With this plan, payments start low and gradually increase over the years. This can be a good choice for those who expect to earn more money as they advance in their careers. Payment amounts increase every 24 months until the loan balance is paid in full. You will pay more interest on this plan than on the Standard Repayment Plan.
Do you have more than $30,000 in outstanding FFELP or Direct Loans? Then the Extended Repayment Plan may be for you. This plan makes monthly payments more affordable, but it will take a longer amount of time to pay off the loan (up to 25 years), and you will pay more interest. Under the Extended Repayment Plan, you may choose standard payments (equal payments over the payment term) or graduated payments (payments that increase every two years).
This plan can only be used for FFELP loans. This plan carries an annual adjustment to your minimum monthly payment based on your monthly gross income. You may choose this plan for up to five years, after which your account will defer to either the Standard or Graduated Repayment Plan.
Income-Driven Repayment Plans
If you need a more affordable monthly payment amount tailored to your income, an Income-Driven Repayment (IDR) Plan could help. Borrowers need to submit their income and family size annually to maintain eligibility. Each of the four plans has unique qualifications for eligibility, and will affect your regular monthly payment amount in different ways. The Income-Contingent Repayment (ICR) Plan, Pay As You Earn (PAYE) Repayment Plan, and Saving on a Valuable Education (SAVE, formerly the REPAYE Plan) Repayment Plan are for Direct Loans only. The Income-Based Repayment (IBR) Plan is for both FFELP and Direct Loans.
When You Can't Pay
If you are experiencing financial hardship, are unemployed, decide to go back to school, or are on active duty military service, postponing payments with deferment may be right for you. Depending on your loan type, you may not accrue interest during this period. Log in to your Nelnet.com account to review what deferment options are available for you.

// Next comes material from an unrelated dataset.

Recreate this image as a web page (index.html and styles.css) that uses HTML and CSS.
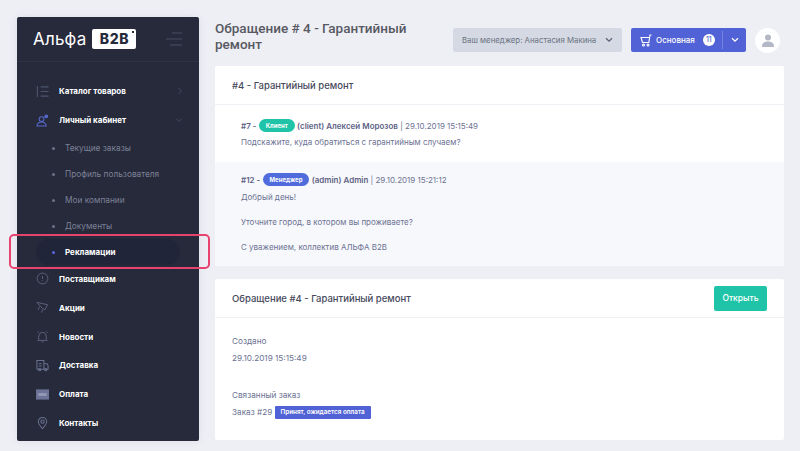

If you work an internship, perform certain types of community service, or find yourself experiencing financial hardship, you may be qualified to postpone payments with forbearance. Forbearance also resolves any delinquency on the account. Log in to your Nelnet.com account and choose Repayment Options & Resources from the menu to find out if you're eligible.
For Nelnet account numbers beginning with “E”: Interest will continue to accrue during a forbearance. Payments made when your account returns to a repayment status (when payments are due) will be applied to any unpaid interest that accrued before or during this forbearance and then to the outstanding principal balance.
For Nelnet account numbers beginning with “D” or “J”: Interest will continue to accrue during a forbearance, and any unpaid, accrued interest from before or during the forbearance will be added to the outstanding principal balance (known as capitalization) if it’s not paid before the end of the forbearance. For more information about interest capitalization, refer to our Interest Capitalization page.
Find Out if Consolidation is Right for You
You have multiple loans with multiple monthly payments and servicers
The Direct Consolidation Loan program is offered by the U.S. Department of Education to federal student loan borrowers. The Direct Consolidation Loan program allows multiple eligible loans to be consolidated into a single loan, which is then serviced by the servicer of your choosing (which includes Nelnet).